Southwest Developmental Drilling Fund 91-A, L.P.
(a Delaware limited partnership)
Notes to Financial Statements
Note 7 - Prior Period adjustment
The Managing General Partner, who is a related party, incorrectly billed
the Partnership for property costs as workover expense on one lease during
March 1996. This error resulted in the understatement of previously
reported property costs and the overstatement of depletion expense in the
prior year. The error was corrected in the September 1997 10-Q.

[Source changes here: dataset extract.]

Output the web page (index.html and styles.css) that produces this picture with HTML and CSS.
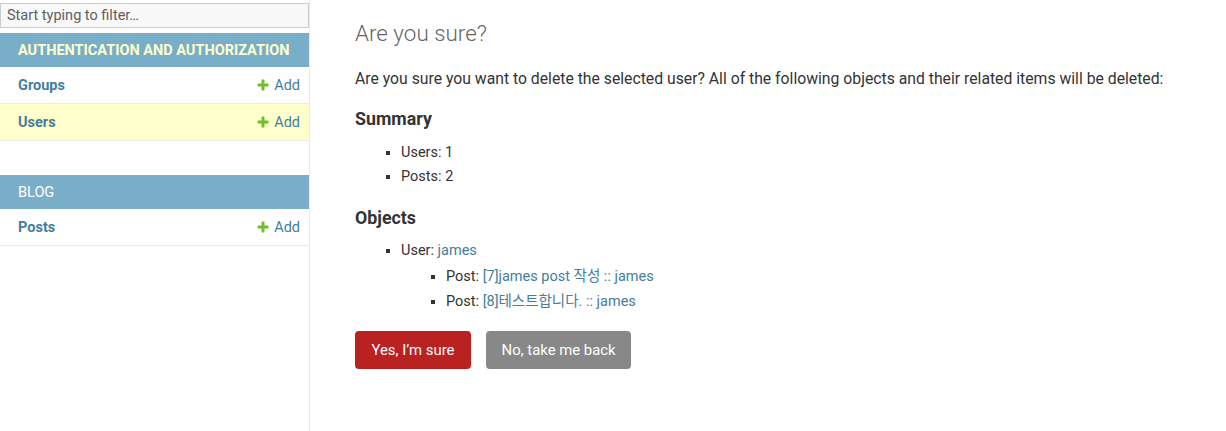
FILE: index.html
```html
<!DOCTYPE html>
<html lang="en">
<head>
<meta charset="utf-8">
<title>Are you sure?</title>
<link rel="stylesheet" href="styles.css">
</head>
<body>
<div class="page">
  <nav class="sidebar">
    <input class="nav-filter" type="search" placeholder="Start typing to filter…">
    <div class="module current-app">
      <div class="caption">AUTHENTICATION AND AUTHORIZATION</div>
      <div class="row">
        <a class="model" href="#">Groups</a>
        <a class="addlink" href="#"><svg class="plus" viewBox="0 0 1792 1792" width="14" height="14"><path fill="#70bf2b" d="M1600 796v192q0 40-28 68t-68 28h-416v416q0 40-28 68t-68 28h-192q-40 0-68-28t-28-68v-416h-416q-40 0-68-28t-28-68v-192q0-40 28-68t68-28h416v-416q0-40 28-68t68-28h192q40 0 68 28t28 68v416h416q40 0 68 28t28 68z"/></svg>Add</a>
      </div>
      <div class="row selected">
        <a class="model" href="#">Users</a>
        <a class="addlink" href="#"><svg class="plus" viewBox="0 0 1792 1792" width="14" height="14"><path fill="#70bf2b" d="M1600 796v192q0 40-28 68t-68 28h-416v416q0 40-28 68t-68 28h-192q-40 0-68-28t-28-68v-416h-416q-40 0-68-28t-28-68v-192q0-40 28-68t68-28h416v-416q0-40 28-68t68-28h192q40 0 68 28t28 68v416h416q40 0 68 28t28 68z"/></svg>Add</a>
      </div>
    </div>
    <div class="module">
      <div class="caption">BLOG</div>
      <div class="row">
        <a class="model" href="#">Posts</a>
        <a class="addlink" href="#"><svg class="plus" viewBox="0 0 1792 1792" width="14" height="14"><path fill="#70bf2b" d="M1600 796v192q0 40-28 68t-68 28h-416v416q0 40-28 68t-68 28h-192q-40 0-68-28t-28-68v-416h-416q-40 0-68-28t-28-68v-192q0-40 28-68t68-28h416v-416q0-40 28-68t68-28h192q40 0 68 28t28 68v416h416q40 0 68 28t28 68z"/></svg>Add</a>
      </div>
    </div>
  </nav>
  <main class="content">
    <h1>Are you sure?</h1>
    <p>Are you sure you want to delete the selected user? All of the following objects and their related items will be deleted:</p>
    <h2 class="summary-title">Summary</h2>
    <ul class="list summary">
      <li>Users: 1</li>
      <li>Posts: 2</li>
    </ul>
    <h2 class="objects">Objects</h2>
    <ul class="list objects-list">
      <li>User: <a href="#">james</a>
        <ul class="sublist">
          <li>Post: <a href="#">[7]james post 작성 :: james</a></li>
          <li>Post: <a href="#">[8]테스트합니다. :: james</a></li>
        </ul>
      </li>
    </ul>
    <form class="actions">
      <button type="button" class="btn btn-danger">Yes, I’m sure</button>
      <a href="#" class="btn btn-cancel">No, take me back</a>
    </form>
  </main>
</div>
</body>
</html>
```
FILE: styles.css
```css
html, body {
  margin: 0;
  padding: 0;
  background: #fff;
}
body {
  font-family: Roboto, "Noto Sans CJK KR", "Liberation Sans", sans-serif;
  color: #333;
  font-size: 14.3px;
}
a {
  color: #447e9b;
  text-decoration: none;
}
.page {
  display: flex;
  min-height: 431px;
}
.sidebar {
  flex: 0 0 309px;
  border-right: 1px solid #eaeaea;
}
.nav-filter {
  display: block;
  width: 309px;
  box-sizing: border-box;
  height: 25px;
  margin: 3px 0 5px 0;
  padding: 2px 6px;
  border: 1px solid #ccc;
  background: #f8f8f8;
  font-family: Roboto, sans-serif;
  font-size: 14.5px;
  color: #333;
  outline: none;
}
.nav-filter::placeholder {
  color: #5f5f5f;
}
.module {
  margin-bottom: 34px;
}
.caption {
  background: #79aec8;
  color: #fff;
  font-size: 14.5px;
  line-height: 16px;
  padding: 10px 17px 8px 18px;
}
.current-app .caption {
  color: #ffc;
  font-weight: bold;
}
.row {
  display: flex;
  justify-content: space-between;
  align-items: center;
  height: 36px;
  padding: 0 9px 0 18px;
  border-bottom: 1px solid #eaeaea;
}
.row.selected {
  background: #ffc;
}
.model {
  font-weight: bold;
  font-size: 14.5px;
}
.addlink {
  display: flex;
  align-items: center;
  font-size: 14.5px;
}
.plus {
  margin-right: 4px;
}
.content {
  flex: 1;
  padding: 20px 44px 20px 45px;
}
h1 {
  margin: 0 0 22px 0;
  font-size: 22.4px;
  line-height: 26px;
  font-weight: 300;
  color: #666;
}
p {
  margin: 0 0 18px 0;
  font-size: 15.75px;
  line-height: 22px;
}
h2 {
  margin: 0 0 10px 0;
  font-size: 17.8px;
  line-height: 22px;
  font-weight: bold;
  color: #333;
}
h2.summary-title {
  margin-bottom: 11px;
}
.list {
  margin: 0 0 19px 0;
  padding-left: 46px;
}
.list.summary {
  margin-bottom: 18px;
}
.list.objects-list {
  margin-bottom: 16px;
}
.list li {
  list-style-type: square;
  line-height: 22px;
  padding: 1.1px 0;
  font-size: 14.5px;
}
.sublist {
  margin: 2px 0 0 0;
  padding-left: 45px;
}
.sublist li + li {
  padding-top: 2px;
}
.actions {
  display: flex;
  gap: 15px;
  margin: 0;
}
.btn {
  display: inline-block;
  box-sizing: border-box;
  height: 38px;
  padding: 0 16.5px;
  line-height: 38px;
  border: none;
  border-radius: 4px;
  color: #fff;
  font-family: Roboto, sans-serif;
  font-size: 14.9px;
}
.btn-danger {
  background: #ba2121;
}
.btn-cancel {
  background: #888;
  padding: 0 15.5px;
}
```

The following schedule shows the effect of the prior period adjustment,
before and after the restatement, to net income for the year ended December
31, 1996.
Before After
Prior Period Prior Period
Restatement Restatement
--------- --------
For the year ended December 31, 1996
Net income $ 241,841 278,970
Managing General Partner 33,829 38,903
Investor partners 208,012 240,067
Per investor partner unit 181.75 209.76
Item 9. Changes in and Disagreements With Accountants on Accounting and
Financial Disclosure
On June 9, 1997 Southwest Royalties, Inc. the Partnership's Managing
General Partner (Southwest Royalties, Inc.) dismissed Joseph Decosimo and
Company as the Partnership's independent accountants. The Managing General
Partner's Board of Directors approved the decision to change the
Partnership's independent accountants.
The report of Joseph Decosimo and Company on the financial statements for
the fiscal year ended December 31, 1996 contained no adverse opinion or
disclaimer of opinion and was not qualified or modified as to uncertainty,
audit scope or accounting principle.
In connection with its audit for the fiscal year ended December 31, 1996
and through June 9, 1997, there have been no disagreements with Joseph
Decosimo and Company on any matter of accounting principles or practices,
financial statements disclosure, or auditing scope or procedure, which
disagreements if not resolved to the satisfaction of Joseph Decosimo and
Company would have caused them to make reference thereto in their report on
the financial statements for such year.
The Registrant has requested that Joseph Decosimo and Company furnish it
with a letter addressed to the SEC stating whether or not is agrees with
the above statements. A copy of that letter is included as Exhibit 16 and
has been filed with the Securities and Exchange Commission.
Part III
Item 10. Directors and Executive Officers of the Registrant
Management of the Partnership is provided by Southwest Royalties, Inc., as
Managing General Partner. The names, ages, offices, positions and length
of service of the directors and executive officers of Southwest Royalties,
Inc. are set forth below. Each director and executive officer serves for a
term of one year. The present directors of the Managing General Partner
have served in their capacity since the Company's formation in 1983.
Name Age Position
- -------------------- --- -----------------------------------
- -------
H. H. Wommack, III 43 Chairman of the Board,
President,
Chief Executive Officer, Treasurer
and Director
H. Allen Corey 42 Secretary and Director
Bill E. Coggin 44 Vice President and Chief
Financial Officer
Jon P. Tate 41 Vice President, Land and
Assistant Secretary
R. Douglas Keathley 43 Vice President, Operations
J. Steven Person 40 Vice President, Marketing
Paul L. Morris 57 Director
H. H. Wommack, III, is Chairman of the Board, President, Chief Executive
Officer, Treasurer, principal stockholder and a director of the Managing
General Partner, and has served as its President since the Company's
organization in August, 1983. Prior to the formation of the Company, Mr.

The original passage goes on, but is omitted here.